Besides calculating the demand, MRP also estimates the supply of the parts that are available from inventory on the same working day. It then subtracts this amount from the demand quantity while it generates the suggestions.

You can define other MRP variables, specifically on part-plant detail records, that can further affect the suggestion results. To understand what these variables do, however, you should become familiar with how the base MRP engine runs by exploring different calculation examples. The following examples give you an overview of what occurs while the MRP engine calculates quantities for different basic part types.

The Main Scenario

This section details the part record and the method of manufacturing that will be used during the examples in this section.

You will run MRP in order to estimate the demand for Part Omega, a part that your company manufactures.

To calculate the demand for this part, you run the Process MRP program.

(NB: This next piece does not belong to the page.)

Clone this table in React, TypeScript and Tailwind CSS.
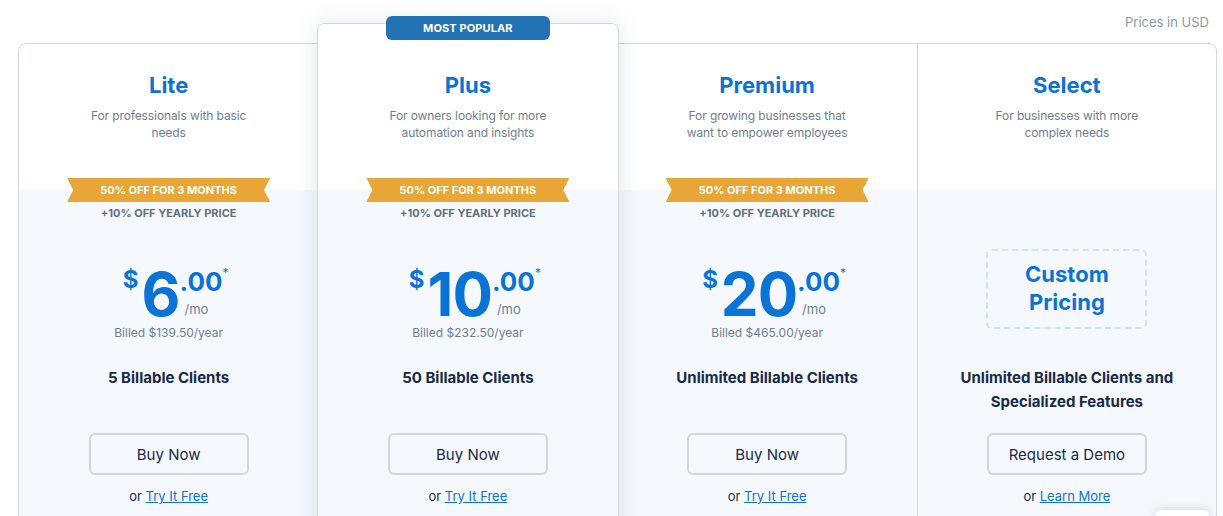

The Process MRP program begins its calculations using a specific date – the Scheduled Start Date. The engine then moves forward through each working day to see when quantities for Part Omega need to be produced by which dates. The MRP logic basically asks these questions:

•What quantities of Part Omega are coming in from different locations?

•If this is a stock part, what quantities of Part Omega are for inventory?

•What quantities of Part Omega are being manufactured?

•What quantities of Part Omega are needed each day?

Part Omega has a method of manufacturing that contains one assembly that requires two component materials – parts Alpha and Beta. Because these component materials need to be manufactured as separate part quantities, they will be manufactured on separate jobs. Then the Alpha and Beta material quantities will be sent to the assembly that combines the parts to create the Omega part.

Note: You could also engineer the Omega part method to include Alpha and Beta as subassemblies; in this case, the MRP engine will not create separate jobs for them. For the purpose of this example, however, the Omega part method is set up with Alpha and Beta as materials.